STMicroelectronics STM32L071K8U6

STM32L071K8U6 Product Summary

The STM32L071K8U6 by STMicroelectronics is a member of the STM32L071xx family of ultra-low-power microcontrollers, built around the Arm Cortex-M0+ core. Featuring a single-core operating at up to 32 MHz, this device integrates 64 KB of Flash memory, 20 KB of SRAM, and is offered in a compact 32-pin UFQFPN package (5x5 mm). Designed for demanding applications such as smart metering, healthcare equipment, industrial sensors, and remote controls, the STM32L071K8U6 provides a balance of high computational efficiency and ultra-low-power consumption across a wide supply voltage range (1.65 V to 3.6 V), and an extended temperature range from -40°C to 125°C.

STM32L071K8U6 Core Architecture and Main Features

At the heart of the STM32L071K8U6 is the Arm Cortex-M0+ 32-bit RISC processor, delivering up to 0.95 DMIPS/MHz. The core includes a Memory Protection Unit (MPU) and is supported by an optimized interconnect matrix, allowing efficient parallel operations between the CPU, memory, and on-chip peripherals. Engineers benefit from a deterministic interrupt architecture, including a Nested Vectored Interrupt Controller (NVIC) handling 32 maskable channels and 4 priority levels, ensuring fast and predictable response times in real-time applications.

For robust system management, the MCU offers dual power-on modes with built-in brownout reset (BOR), power-on/power-down reset (POR/PDR), and programmable voltage detectors (PVD). These features support reliable system startup and operation, even under erratic supply conditions—essential for battery-powered or energy-harvesting designs.

STM32L071K8U6 Energy-Efficient Performance

Ultra-low-power operation is a hallmark of the STM32L071K8U6. Its dynamic voltage scaling enables engineers to optimize energy consumption based on application performance requirements. The device offers three scalable performance ranges:

Range 1: 1.71–3.6 V, CPU up to 32 MHz

Range 2: Full voltage range, CPU up to 16 MHz

Range 3: Full voltage range, CPU up to 4.2 MHz

Multiple low-power modes are available—including Sleep, Low-power Run, Low-power Sleep, Stop (with/without RTC), and Standby (with/without RTC)—providing current consumptions as low as 0.29 μA in Standby mode.
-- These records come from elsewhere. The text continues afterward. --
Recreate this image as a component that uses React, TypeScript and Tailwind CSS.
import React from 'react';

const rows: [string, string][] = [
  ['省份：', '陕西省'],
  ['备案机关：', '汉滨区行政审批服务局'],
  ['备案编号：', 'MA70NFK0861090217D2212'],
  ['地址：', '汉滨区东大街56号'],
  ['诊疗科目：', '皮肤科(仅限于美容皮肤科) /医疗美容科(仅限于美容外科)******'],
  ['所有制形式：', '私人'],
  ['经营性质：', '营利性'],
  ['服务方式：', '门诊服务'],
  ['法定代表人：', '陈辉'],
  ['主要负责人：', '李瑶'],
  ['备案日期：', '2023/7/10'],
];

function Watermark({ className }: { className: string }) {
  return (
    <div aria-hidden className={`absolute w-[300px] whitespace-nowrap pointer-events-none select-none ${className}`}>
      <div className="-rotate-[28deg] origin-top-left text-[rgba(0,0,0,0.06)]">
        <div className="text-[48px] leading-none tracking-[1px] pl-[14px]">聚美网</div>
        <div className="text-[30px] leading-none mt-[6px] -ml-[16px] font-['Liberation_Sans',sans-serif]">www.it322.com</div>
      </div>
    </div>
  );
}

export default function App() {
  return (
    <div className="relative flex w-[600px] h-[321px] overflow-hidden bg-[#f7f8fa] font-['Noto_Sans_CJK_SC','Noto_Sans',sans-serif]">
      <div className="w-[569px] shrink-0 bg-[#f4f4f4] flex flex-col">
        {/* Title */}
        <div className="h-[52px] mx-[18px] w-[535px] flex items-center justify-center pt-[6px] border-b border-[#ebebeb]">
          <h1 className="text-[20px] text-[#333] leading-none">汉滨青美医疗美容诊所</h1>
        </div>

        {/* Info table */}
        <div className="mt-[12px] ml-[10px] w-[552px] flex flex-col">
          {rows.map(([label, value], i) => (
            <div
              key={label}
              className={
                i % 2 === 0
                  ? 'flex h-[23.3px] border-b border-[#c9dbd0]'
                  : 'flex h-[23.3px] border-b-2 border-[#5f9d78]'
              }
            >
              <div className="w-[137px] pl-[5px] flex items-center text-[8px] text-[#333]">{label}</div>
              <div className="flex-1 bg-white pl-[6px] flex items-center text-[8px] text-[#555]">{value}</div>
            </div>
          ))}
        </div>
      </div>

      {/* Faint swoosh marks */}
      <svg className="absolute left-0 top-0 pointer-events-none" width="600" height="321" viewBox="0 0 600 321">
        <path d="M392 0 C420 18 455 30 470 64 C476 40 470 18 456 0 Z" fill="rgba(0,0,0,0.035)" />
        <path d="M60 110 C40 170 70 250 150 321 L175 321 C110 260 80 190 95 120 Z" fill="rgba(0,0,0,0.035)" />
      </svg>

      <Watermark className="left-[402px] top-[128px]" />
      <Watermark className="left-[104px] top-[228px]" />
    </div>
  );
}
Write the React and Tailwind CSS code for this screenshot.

The wakeup time from low-power modes is minimized (5 μs from Flash memory), enabling prompt responsiveness for event-driven applications.

Critical peripherals, such as RTC, comparators, and specific communication interfaces, can operate and wake the device from deep sleep or stop modes, ideal for applications requiring long battery life and frequent state transitions.

STM32L071K8U6 Built-In Memory and Data Security

The STM32L071K8U6 integrates a comprehensive memory architecture:

64 KB dual-bank Flash program memory with ECC and read-while-write operation

20 KB SRAM with zero wait-state access

6 KB Data EEPROM with ECC

20-byte backup registers retained in Standby mode

The dual-bank Flash and EEPROM architecture allows code execution and data logging even during write operations—supporting firmware upgrades and robust data retention strategies. Engineers can leverage advanced option bytes to configure granular memory protections (readout and write protection), and a firewall mechanism isolates sensitive code and data segments, enhancing security in critical applications.

STM32L071K8U6 Peripheral Interfaces and Connectivity

The STM32L071K8U6 offers a rich set of peripherals suitable for numerous interfacing requirements:

Up to 84 fast I/Os (78 I/Os are 5V tolerant in larger package variants)

4 USARTs (with SmartCard, IrDA, LIN support), one low-power UART (LPUART)

Up to 3 I²C interfaces (with SMBus, PMBus, analog/digital filtering, wakeup capability)

Up to 2 high-speed SPI interfaces (16 Mbit/s, with I2S audio support)

7-channel DMA controller

These interfaces support advanced modes such as multiprocessor communication, auto baud-rate detection, and master/slave configuration for various industrial and consumer electronic systems. The integrated DMA accelerates data transfers between peripherals and memory, minimizing processor intervention for real-time streaming and control tasks.

Extended interrupt/event controller features allow flexible event-driven design, with up to 29 configurable edge-detect lines routed from GPIOs and key peripherals.

STM32L071K8U6 Analog Functions and Timer Capabilities

Analog integration is a crucial advantage for sensor and measurement applications. The STM32L071K8U6 includes:

One 12-bit ADC (up to 16 channels, extended to 16 bits via hardware oversampling, up to 1.14 Msps)

Factory-calibrated temperature sensor, with linear output and calibration values

Two ultra-low-power comparators (window mode, wakeup capability)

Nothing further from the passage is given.